Since the 1990s, billions of dollars have been invested in works across the United States to improve stream health for fish. But many of the projects, through a lack of monitoring or recording of basic details, have provided little information for other researchers looking to learn from their approaches.
The Pacific Northwest is home to many such streams, where scientists have gone in and done work to improve the habitat but not so thoroughly recorded the process. As a result, there are underlying assumptions concerning stream restoration work in the region that improving freshwater habitat will no doubt increase fish populations.
This guess, though a hopeful one, may not have enough proof behind it, according to the results of a new study published in the journal of the American Fisheries Society, Fisheries. Instead, its authors recommend a new type of approach to stream restoration that can gather enough data over the long term to make concrete assessments of fish populations following restoration work.
The emerging research method is known as intensively monitored watersheds or IMWs. It looks to gauge the benefits of stream restoration for salmon and other native fish in the Pacific Northwest, and from there reveal improvements in fish numbers, survival and reproduction in key rivers across the region.
The study looks at 17 IMWs in the Northwest that are beginning to provide detailed scientific insight into how the millions of dollars invested in river and stream restoration can effectively boost fish populations.
Key fish species in the region are salmon and steelhead, which have suffered from habitat loss and degradation. Bringing back their habitats is an important strategy for rebuilding their populations.
But researchers involved in the study, many of which represent state fisheries agencies and the National Oceanic and Atmospheric Administration’s National Marine Fisheries Service, are also concerned with conditions of climate, the ocean and other factors that can influence the fishes’ abundance. And so those factors sometimes make it difficult to identify and measure the specific benefits that habitat restoration provides.
Assessing the benefits requires a long-term approach, especially because steelhead and salmon populations can vary so widely from year to year. To get to a point where it’s possible to judge that the benefits seen in fish population is owed to restoration work, IMWs are typically heavily instrumented.
For salmonid fish, systems can be set up to track the fish as they grow from fry to adults, letting researchers see how they are responding to improvements like the reopening of wetlands, removal of dams upstream or addition of woody habitat to create areas for spawning and rest.
Researchers also say burying detection devices in stream bottoms to track electronic chips implanted in fish when they swim by is also a useful way to document just how many swimmers are using the restored habitat.

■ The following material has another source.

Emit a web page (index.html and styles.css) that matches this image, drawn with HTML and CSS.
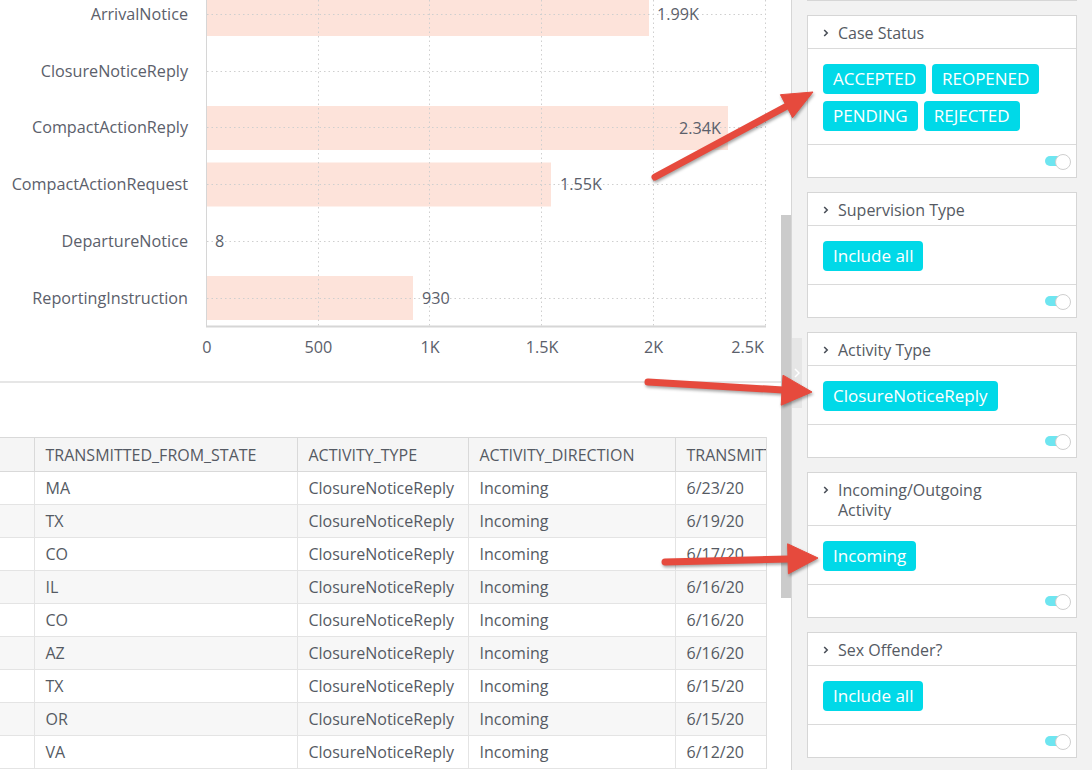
FILE: index.html
```html
<!DOCTYPE html>
<html lang="en">
<head>
<meta charset="utf-8">
<title>Activity Dashboard</title>
<link rel="stylesheet" href="styles.css">
</head>
<body>
<div class="app">
  <main class="main">
    <div class="content">
      <div class="chart">
        <svg class="chart-svg" width="781" height="381" viewBox="0 0 781 381">
          <g class="bars">
            <rect x="207" y="-8" width="442" height="44"/>
            <rect x="207" y="106" width="521" height="44"/>
            <rect x="207" y="162.5" width="344" height="44"/>
            <rect x="207" y="276" width="206" height="44"/>
          </g>
          <g class="gridlines">
            <line x1="207" x2="766" y1="14.5" y2="14.5"/>
            <line x1="207" x2="766" y1="71.5" y2="71.5"/>
            <line x1="207" x2="766" y1="127.5" y2="127.5"/>
            <line x1="207" x2="766" y1="184.5" y2="184.5"/>
            <line x1="207" x2="766" y1="241.5" y2="241.5"/>
            <line x1="207" x2="766" y1="298.5" y2="298.5"/>
            <line x1="318.5" x2="318.5" y1="0" y2="326"/>
            <line x1="429.5" x2="429.5" y1="0" y2="326"/>
            <line x1="541.5" x2="541.5" y1="0" y2="326"/>
            <line x1="653.5" x2="653.5" y1="0" y2="326"/>
            <line x1="765.5" x2="765.5" y1="0" y2="326"/>
          </g>
          <g class="axes">
            <line x1="206.5" x2="206.5" y1="0" y2="327"/>
            <line x1="206" x2="766" y1="326.5" y2="326.5" class="xaxis"/>
          </g>
          <g class="cat-labels">
            <text x="188" y="19.5">ArrivalNotice</text>
            <text x="188" y="76.5">ClosureNoticeReply</text>
            <text x="188" y="133">CompactActionReply</text>
            <text x="188" y="190">CompactActionRequest</text>
            <text x="188" y="247">DepartureNotice</text>
            <text x="188" y="303.5">ReportingInstruction</text>
          </g>
          <g class="val-labels">
            <text x="657" y="19.5">1.99K</text>
            <text x="721" y="133.5" class="end">2.34K</text>
            <text x="560" y="190">1.55K</text>
            <text x="215" y="247">8</text>
            <text x="422" y="304">930</text>
          </g>
          <g class="ticks">
            <text x="207" y="353">0</text>
            <text x="318.5" y="353">500</text>
            <text x="430" y="353">1K</text>
            <text x="542" y="353">1.5K</text>
            <text x="653.5" y="353">2K</text>
            <text x="764" y="353" class="end">2.5K</text>
          </g>
        </svg>
      </div>

      <div class="table-wrap">
        <table class="grid">
          <colgroup>
            <col class="c1"><col class="c2"><col class="c3"><col class="c4"><col class="c5">
          </colgroup>
          <thead>
            <tr><th></th><th>TRANSMITTED_FROM_STATE</th><th>ACTIVITY_TYPE</th><th>ACTIVITY_DIRECTION</th><th>TRANSMITTED_DATE</th></tr>
          </thead>
          <tbody>
            <tr><td></td><td>MA</td><td>ClosureNoticeReply</td><td>Incoming</td><td>6/23/20</td></tr>
            <tr><td></td><td>TX</td><td>ClosureNoticeReply</td><td>Incoming</td><td>6/19/20</td></tr>
            <tr><td></td><td>CO</td><td>ClosureNoticeReply</td><td>Incoming</td><td>6/17/20</td></tr>
            <tr><td></td><td>IL</td><td>ClosureNoticeReply</td><td>Incoming</td><td>6/16/20</td></tr>
            <tr><td></td><td>CO</td><td>ClosureNoticeReply</td><td>Incoming</td><td>6/16/20</td></tr>
            <tr><td></td><td>AZ</td><td>ClosureNoticeReply</td><td>Incoming</td><td>6/16/20</td></tr>
            <tr><td></td><td>TX</td><td>ClosureNoticeReply</td><td>Incoming</td><td>6/15/20</td></tr>
            <tr><td></td><td>OR</td><td>ClosureNoticeReply</td><td>Incoming</td><td>6/15/20</td></tr>
            <tr><td></td><td>VA</td><td>ClosureNoticeReply</td><td>Incoming</td><td>6/12/20</td></tr>
          </tbody>
        </table>
      </div>
    </div>
    <div class="vscroll"><div class="thumb"></div></div>
  </main>

  <aside class="sidebar">
    <div class="handle">
      <svg width="6" height="10" viewBox="0 0 6 10"><polyline points="1,1 5,5 1,9" fill="none" stroke="#ffffff" stroke-width="1.5"/></svg>
    </div>
    <div class="cards">
      <div class="card stub"></div>

      <section class="card">
        <header class="card-head">
          <span class="chev"><svg width="6" height="8" viewBox="0 0 6 8"><polyline points="1.2,1 4.2,4 1.2,7" fill="none" stroke="#4a4f58" stroke-width="1.6"/></svg></span>
          <span class="title">Case Status</span>
        </header>
        <div class="card-body">
          <span class="pill">ACCEPTED</span>
          <span class="pill">REOPENED</span>
          <span class="pill">PENDING</span>
          <span class="pill">REJECTED</span>
        </div>
        <footer class="card-foot"><span class="toggle"></span></footer>
      </section>

      <section class="card">
        <header class="card-head">
          <span class="chev"><svg width="6" height="8" viewBox="0 0 6 8"><polyline points="1.2,1 4.2,4 1.2,7" fill="none" stroke="#4a4f58" stroke-width="1.6"/></svg></span>
          <span class="title">Supervision Type</span>
        </header>
        <div class="card-body">
          <span class="pill">Include all</span>
        </div>
        <footer class="card-foot"><span class="toggle"></span></footer>
      </section>

      <section class="card">
        <header class="card-head">
          <span class="chev"><svg width="6" height="8" viewBox="0 0 6 8"><polyline points="1.2,1 4.2,4 1.2,7" fill="none" stroke="#4a4f58" stroke-width="1.6"/></svg></span>
          <span class="title">Activity Type</span>
        </header>
        <div class="card-body">
          <span class="pill">ClosureNoticeReply</span>
        </div>
        <footer class="card-foot"><span class="toggle"></span></footer>
      </section>

      <section class="card">
        <header class="card-head">
          <span class="chev"><svg width="6" height="8" viewBox="0 0 6 8"><polyline points="1.2,1 4.2,4 1.2,7" fill="none" stroke="#4a4f58" stroke-width="1.6"/></svg></span>
          <span class="title">Incoming/Outgoing Activity</span>
        </header>
        <div class="card-body">
          <span class="pill">Incoming</span>
        </div>
        <footer class="card-foot"><span class="toggle"></span></footer>
      </section>

      <section class="card">
        <header class="card-head">
          <span class="chev"><svg width="6" height="8" viewBox="0 0 6 8"><polyline points="1.2,1 4.2,4 1.2,7" fill="none" stroke="#4a4f58" stroke-width="1.6"/></svg></span>
          <span class="title">Sex Offender?</span>
        </header>
        <div class="card-body">
          <span class="pill">Include all</span>
        </div>
        <footer class="card-foot"><span class="toggle"></span></footer>
      </section>
    </div>
  </aside>
</div>

<svg class="annotations" width="1092" height="770" viewBox="0 0 1092 770">
  <g class="arrow">
    <line x1="655" y1="177" x2="787" y2="106"/>
    <polygon points="813,92 780.4,94.7 792.6,117.7"/>
  </g>
  <g class="arrow">
    <line x1="648" y1="382" x2="783" y2="390"/>
    <polygon points="812,392 783,375.2 781.2,405.2"/>
  </g>
  <g class="arrow">
    <line x1="665" y1="562" x2="789" y2="559"/>
    <polygon points="818,558 787.6,543.8 788.4,573.8"/>
  </g>
</svg>
</body>
</html>
```

FILE: styles.css
```css
* { box-sizing: border-box; }

html, body {
  margin: 0;
  padding: 0;
}

body {
  width: 1092px;
  height: 770px;
  overflow: hidden;
  position: relative;
  background: #ffffff;
  font-family: "Open Sans", "Liberation Sans", sans-serif;
  font-size: 16px;
  color: #555a63;
}

.app {
  display: flex;
  height: 770px;
}

/* ---------- main area ---------- */
.main {
  display: flex;
  width: 791px;
  flex: none;
}

.content {
  width: 781px;
  overflow: hidden;
}

.chart {
  height: 383px;
  border-bottom: 2px solid #e6e6e6;
}

.chart-svg { display: block; }

.chart-svg text {
  font-family: "Open Sans", "Liberation Sans", sans-serif;
  font-size: 16.2px;
  fill: #5b606b;
}

.bars rect { fill: #fde3da; }

.gridlines line {
  stroke: #cfcfcf;
  stroke-width: 1;
  stroke-dasharray: 1.5 3;
}

.axes line {
  stroke: #d6d6d6;
  stroke-width: 1;
}

.axes .xaxis { stroke-width: 2; }

.cat-labels text { text-anchor: end; }
.ticks text { text-anchor: middle; }
.chart-svg text.end { text-anchor: end; }

.table-wrap {
  margin-top: 54px;
  width: 767px;
  overflow: hidden;
  border-right: 1px solid #dddddd;
}

.grid {
  border-collapse: collapse;
  table-layout: fixed;
  width: 875px;
}

.grid .c1 { width: 34px; }
.grid .c2 { width: 263px; }
.grid .c3 { width: 171px; }
.grid .c4 { width: 207px; }
.grid .c5 { width: 200px; }

.grid th,
.grid td {
  height: 33px;
  padding: 0 11px;
  border: 1px solid #e4e4e4;
  text-align: left;
  font-weight: 400;
  white-space: nowrap;
  overflow: hidden;
  color: #555a63;
  font-size: 16px;
}

.grid th {
  height: 34px;
  background: #f5f5f5;
  border-color: #d9d9d9;
}

.grid tr > :first-child { border-left: none; }

.grid tbody tr:nth-child(even) td { background: #f7f7f7; }

.vscroll {
  width: 10px;
  flex: none;
}

.thumb {
  margin-top: 215px;
  height: 383px;
  background: #cbcbcb;
}

/* ---------- sidebar ---------- */
.sidebar {
  flex: 1;
  position: relative;
  background: #f2f2f2;
  border-left: 1px solid #d6d6d6;
  padding: 0 15px;
  overflow: hidden;
}

.handle {
  position: absolute;
  left: 0;
  top: 338px;
  width: 10px;
  height: 70px;
  background: #e6e6e6;
  display: flex;
  align-items: center;
  justify-content: center;
}

.cards {
  display: flex;
  flex-direction: column;
  gap: 14px;
}

.card {
  background: #ffffff;
  border: 1px solid #d6d6d6;
}

.stub {
  height: 22px;
  margin-top: -21px;
  flex: none;
}

.card-head {
  display: flex;
  align-items: flex-start;
  padding: 7px 60px 5px 15px;
  line-height: 20px;
  border-bottom: 1px solid #dadada;
  color: #555a63;
}

.chev {
  flex: none;
  width: 15px;
  height: 20px;
  display: flex;
  align-items: center;
}

.chev svg { display: block; }

.card-body {
  display: flex;
  flex-wrap: wrap;
  gap: 7px 6px;
  padding: 15px 15px 13px;
  border-bottom: 1px solid #dadada;
}

.pill {
  height: 30px;
  line-height: 30px;
  padding: 0 10px;
  border-radius: 4px;
  background: #00d9e8;
  color: #ffffff;
  font-size: 17px;
  white-space: nowrap;
}

.card-foot {
  height: 32px;
  display: flex;
  align-items: center;
  justify-content: flex-end;
  padding-right: 5px;
}

.toggle {
  position: relative;
  width: 26px;
  height: 14px;
}

.toggle::before {
  content: "";
  position: absolute;
  left: 0;
  top: 2px;
  width: 20px;
  height: 10px;
  border-radius: 5px;
  background: #6ee5f0;
}

.toggle::after {
  content: "";
  position: absolute;
  right: 0;
  top: 0;
  width: 14px;
  height: 14px;
  border-radius: 50%;
  background: #ffffff;
  border: 1px solid #cfcfcf;
}

/* ---------- annotation arrows ---------- */
.annotations {
  position: absolute;
  left: 0;
  top: 0;
  pointer-events: none;
  filter: drop-shadow(1px 2px 1.5px rgba(0, 0, 0, 0.35));
}

.arrow line {
  stroke: #e64a3d;
  stroke-width: 7;
  stroke-linecap: round;
}

.arrow polygon {
  fill: #e64a3d;
  stroke: #e64a3d;
  stroke-width: 1;
  stroke-linejoin: round;
}
```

Taking the IMW approach has proven useful, scientists say, because it has made it simpler to show what sort of benefits that fish living in restored streams have experienced. For example, one case in Washington’s Asotin Creek documented a 250 percent increase in numbers of juvenile fish in recently restored sections of the stream. In another, juvenile coho salmon populations in Oregon’s Alsea River improved 300 percent in the winter following restoration of their rearing habitat.

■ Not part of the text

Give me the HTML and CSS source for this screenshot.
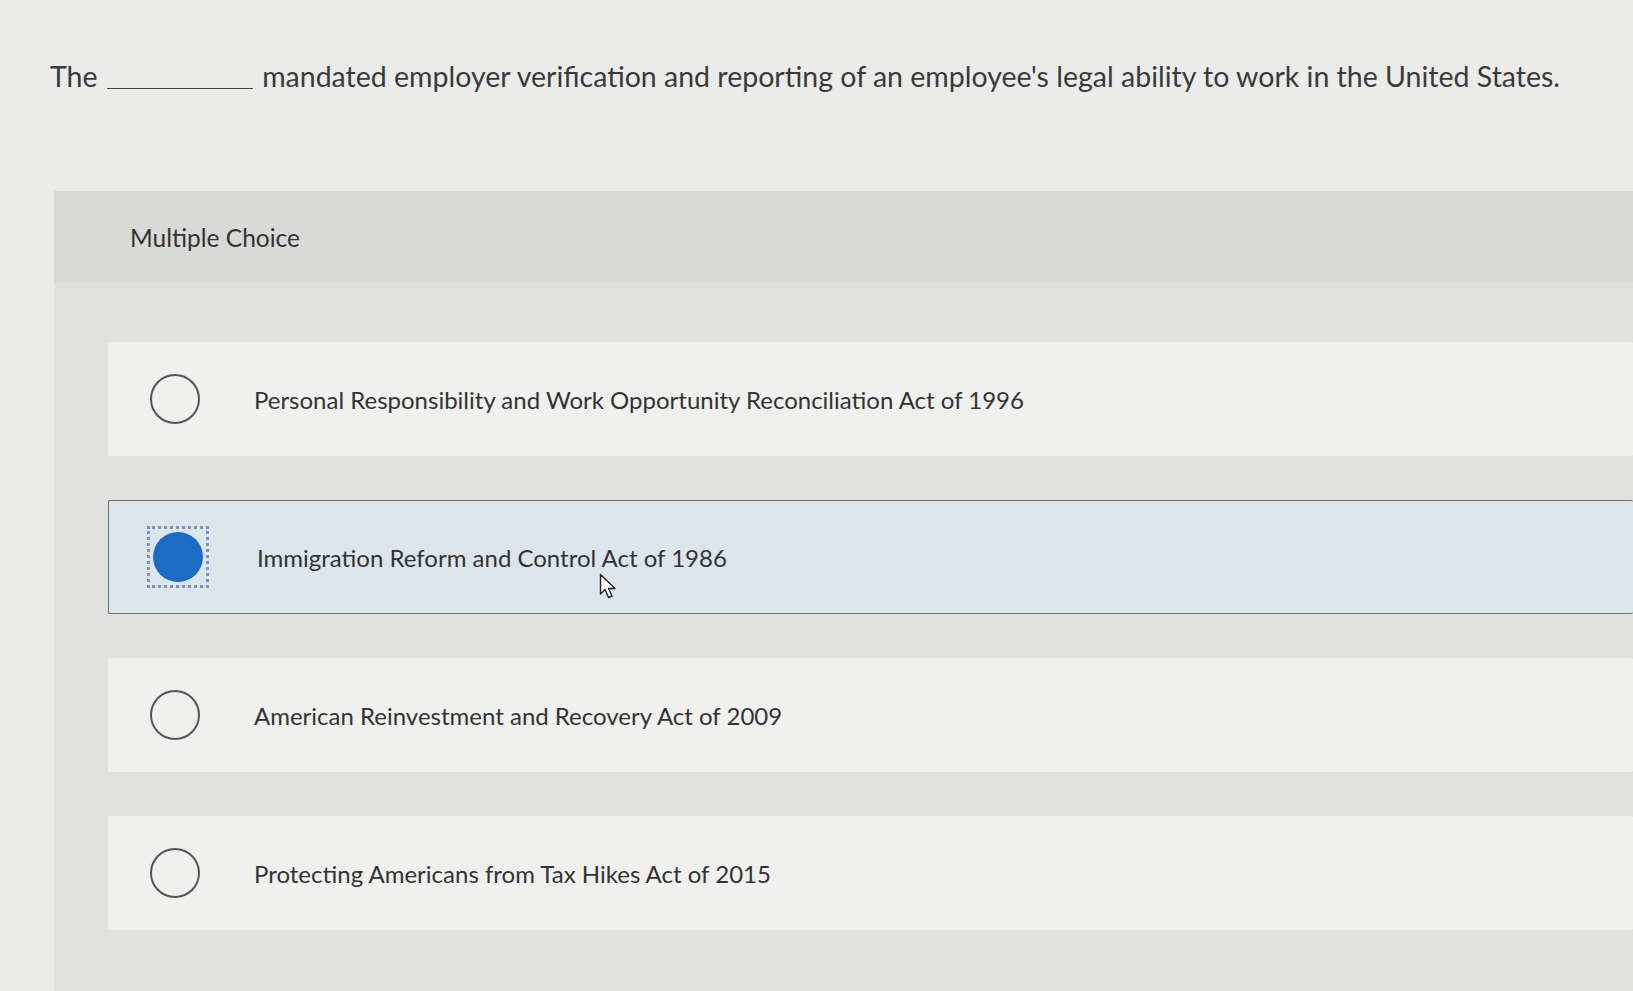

Those finds and others are encouraging for researchers pushing the IMW approach, but they are still anticipating logging a more valuable finding one day: that productivity of restored streams increases to the point that successive generations of fish return in larger numbers to eventually rebuild populations of fish throughout entire watersheds. That would be a huge jump from the smaller-scale benefits so far seen only around areas where restoration activities have taken place.